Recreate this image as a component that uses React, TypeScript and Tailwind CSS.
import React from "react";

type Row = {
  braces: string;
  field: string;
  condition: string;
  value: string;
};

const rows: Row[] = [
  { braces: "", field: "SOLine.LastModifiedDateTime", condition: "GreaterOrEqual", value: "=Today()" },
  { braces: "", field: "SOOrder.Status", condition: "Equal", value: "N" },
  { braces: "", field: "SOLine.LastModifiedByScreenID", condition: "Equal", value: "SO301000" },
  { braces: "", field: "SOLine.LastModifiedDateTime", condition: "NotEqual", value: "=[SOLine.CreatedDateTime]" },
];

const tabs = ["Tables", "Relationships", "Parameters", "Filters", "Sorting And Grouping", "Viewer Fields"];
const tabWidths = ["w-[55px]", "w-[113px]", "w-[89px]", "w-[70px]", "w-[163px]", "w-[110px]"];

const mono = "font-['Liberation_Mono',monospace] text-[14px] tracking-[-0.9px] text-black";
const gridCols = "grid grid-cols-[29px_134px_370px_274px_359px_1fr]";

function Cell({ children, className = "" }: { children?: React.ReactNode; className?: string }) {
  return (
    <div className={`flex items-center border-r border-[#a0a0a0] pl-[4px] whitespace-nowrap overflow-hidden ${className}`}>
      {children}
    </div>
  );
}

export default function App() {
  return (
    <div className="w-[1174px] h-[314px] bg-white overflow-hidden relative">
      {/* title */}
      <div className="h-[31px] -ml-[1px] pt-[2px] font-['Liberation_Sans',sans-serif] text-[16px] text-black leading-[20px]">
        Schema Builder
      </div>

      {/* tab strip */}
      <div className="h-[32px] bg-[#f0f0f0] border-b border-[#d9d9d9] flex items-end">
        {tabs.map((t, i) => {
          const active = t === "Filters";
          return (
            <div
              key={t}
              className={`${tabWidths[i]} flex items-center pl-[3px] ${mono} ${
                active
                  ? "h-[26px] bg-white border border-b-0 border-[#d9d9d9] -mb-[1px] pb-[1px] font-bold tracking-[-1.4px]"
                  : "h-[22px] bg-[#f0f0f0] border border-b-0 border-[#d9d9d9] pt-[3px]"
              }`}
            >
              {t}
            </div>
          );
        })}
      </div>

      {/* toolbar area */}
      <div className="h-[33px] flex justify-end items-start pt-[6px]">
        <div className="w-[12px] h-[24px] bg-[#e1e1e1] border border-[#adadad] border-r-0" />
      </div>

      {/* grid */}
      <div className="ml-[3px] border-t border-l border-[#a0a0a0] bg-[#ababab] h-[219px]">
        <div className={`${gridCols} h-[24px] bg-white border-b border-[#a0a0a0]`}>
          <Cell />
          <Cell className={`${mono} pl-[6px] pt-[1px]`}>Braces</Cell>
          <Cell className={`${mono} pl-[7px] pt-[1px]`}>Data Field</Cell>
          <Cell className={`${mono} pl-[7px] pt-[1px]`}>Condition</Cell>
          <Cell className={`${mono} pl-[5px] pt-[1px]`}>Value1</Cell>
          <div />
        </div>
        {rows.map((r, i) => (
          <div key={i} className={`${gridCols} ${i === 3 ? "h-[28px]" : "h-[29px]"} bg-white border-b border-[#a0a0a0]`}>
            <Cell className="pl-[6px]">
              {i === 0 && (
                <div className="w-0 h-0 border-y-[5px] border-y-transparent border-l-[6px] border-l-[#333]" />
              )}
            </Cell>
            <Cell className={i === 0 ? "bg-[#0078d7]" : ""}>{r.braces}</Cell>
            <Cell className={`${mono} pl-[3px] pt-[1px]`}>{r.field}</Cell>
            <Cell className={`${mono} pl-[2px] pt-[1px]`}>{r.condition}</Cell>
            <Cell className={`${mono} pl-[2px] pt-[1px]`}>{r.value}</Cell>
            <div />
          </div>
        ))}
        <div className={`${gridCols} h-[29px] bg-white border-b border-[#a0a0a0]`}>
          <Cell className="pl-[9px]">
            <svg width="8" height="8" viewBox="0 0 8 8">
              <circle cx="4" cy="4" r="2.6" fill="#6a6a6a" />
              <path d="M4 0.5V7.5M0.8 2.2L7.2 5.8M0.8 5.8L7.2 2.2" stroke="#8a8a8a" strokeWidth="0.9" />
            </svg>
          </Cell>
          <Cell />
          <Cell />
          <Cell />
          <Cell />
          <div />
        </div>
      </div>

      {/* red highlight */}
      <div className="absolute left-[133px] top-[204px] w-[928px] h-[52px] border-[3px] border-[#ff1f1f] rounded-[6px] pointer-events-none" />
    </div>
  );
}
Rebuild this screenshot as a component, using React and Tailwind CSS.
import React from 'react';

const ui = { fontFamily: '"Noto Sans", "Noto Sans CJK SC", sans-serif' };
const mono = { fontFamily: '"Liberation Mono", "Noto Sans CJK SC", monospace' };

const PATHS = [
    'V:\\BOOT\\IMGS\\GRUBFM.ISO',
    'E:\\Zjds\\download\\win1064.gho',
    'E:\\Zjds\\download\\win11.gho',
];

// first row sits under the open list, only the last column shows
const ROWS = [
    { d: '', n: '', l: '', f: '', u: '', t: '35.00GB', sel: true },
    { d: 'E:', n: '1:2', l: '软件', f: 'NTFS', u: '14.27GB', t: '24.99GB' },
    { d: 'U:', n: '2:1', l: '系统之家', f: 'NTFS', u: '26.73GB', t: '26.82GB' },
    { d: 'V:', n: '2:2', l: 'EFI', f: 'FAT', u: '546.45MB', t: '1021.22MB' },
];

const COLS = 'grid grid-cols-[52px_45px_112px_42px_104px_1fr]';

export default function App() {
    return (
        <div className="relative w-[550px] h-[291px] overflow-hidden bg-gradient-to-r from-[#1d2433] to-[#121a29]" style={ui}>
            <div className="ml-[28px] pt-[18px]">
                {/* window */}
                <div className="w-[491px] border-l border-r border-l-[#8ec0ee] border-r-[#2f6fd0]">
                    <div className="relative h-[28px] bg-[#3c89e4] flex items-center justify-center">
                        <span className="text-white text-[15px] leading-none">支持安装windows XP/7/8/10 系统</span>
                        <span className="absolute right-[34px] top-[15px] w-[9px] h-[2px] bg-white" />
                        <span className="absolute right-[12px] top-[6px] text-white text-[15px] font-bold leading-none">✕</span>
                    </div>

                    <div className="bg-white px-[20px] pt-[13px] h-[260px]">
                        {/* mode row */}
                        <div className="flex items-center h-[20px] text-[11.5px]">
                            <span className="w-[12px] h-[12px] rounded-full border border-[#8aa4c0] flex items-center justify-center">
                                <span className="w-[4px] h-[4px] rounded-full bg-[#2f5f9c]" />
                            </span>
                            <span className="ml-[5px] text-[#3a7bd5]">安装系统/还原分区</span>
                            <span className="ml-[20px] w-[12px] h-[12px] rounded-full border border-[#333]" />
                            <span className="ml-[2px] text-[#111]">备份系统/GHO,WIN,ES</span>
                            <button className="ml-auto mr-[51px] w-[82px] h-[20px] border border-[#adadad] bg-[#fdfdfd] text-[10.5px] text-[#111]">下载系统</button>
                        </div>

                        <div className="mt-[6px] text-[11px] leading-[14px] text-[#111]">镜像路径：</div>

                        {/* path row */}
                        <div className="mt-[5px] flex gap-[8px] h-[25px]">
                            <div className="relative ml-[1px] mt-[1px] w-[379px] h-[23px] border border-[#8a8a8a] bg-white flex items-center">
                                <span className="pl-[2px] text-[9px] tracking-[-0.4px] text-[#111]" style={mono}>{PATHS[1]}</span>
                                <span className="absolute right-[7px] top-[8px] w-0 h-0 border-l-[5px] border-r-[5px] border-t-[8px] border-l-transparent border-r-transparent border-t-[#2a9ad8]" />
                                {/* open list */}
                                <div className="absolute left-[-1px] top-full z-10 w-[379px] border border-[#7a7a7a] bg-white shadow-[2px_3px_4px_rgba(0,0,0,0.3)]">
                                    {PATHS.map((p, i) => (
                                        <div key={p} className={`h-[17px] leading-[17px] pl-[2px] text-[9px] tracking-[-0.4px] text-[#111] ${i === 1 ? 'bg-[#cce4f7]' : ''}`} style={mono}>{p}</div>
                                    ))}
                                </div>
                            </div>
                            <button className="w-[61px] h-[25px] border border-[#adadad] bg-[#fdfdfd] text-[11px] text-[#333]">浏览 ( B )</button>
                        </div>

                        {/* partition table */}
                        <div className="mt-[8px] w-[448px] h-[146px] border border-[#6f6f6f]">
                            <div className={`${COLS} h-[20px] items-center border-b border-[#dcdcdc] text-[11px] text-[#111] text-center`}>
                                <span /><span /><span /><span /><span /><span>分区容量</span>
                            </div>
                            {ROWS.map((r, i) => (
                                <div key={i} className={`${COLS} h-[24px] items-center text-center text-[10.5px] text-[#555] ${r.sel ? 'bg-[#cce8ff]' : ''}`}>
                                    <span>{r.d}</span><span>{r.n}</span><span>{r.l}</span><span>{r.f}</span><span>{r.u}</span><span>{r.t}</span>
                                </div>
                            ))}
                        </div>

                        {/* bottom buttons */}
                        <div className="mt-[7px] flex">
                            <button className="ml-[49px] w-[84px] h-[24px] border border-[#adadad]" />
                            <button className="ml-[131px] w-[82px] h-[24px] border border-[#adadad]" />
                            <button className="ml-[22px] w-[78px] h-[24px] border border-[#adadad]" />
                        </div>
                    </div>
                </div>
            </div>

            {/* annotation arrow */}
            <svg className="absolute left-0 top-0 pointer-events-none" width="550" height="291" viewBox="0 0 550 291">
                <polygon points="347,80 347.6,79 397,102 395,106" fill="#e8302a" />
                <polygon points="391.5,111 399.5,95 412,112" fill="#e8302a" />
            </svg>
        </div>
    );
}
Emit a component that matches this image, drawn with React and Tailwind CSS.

# [SHORT TASK]
Above are lines of data; state how many of them contain the word "that", with no other output.

# [ANSWER]
2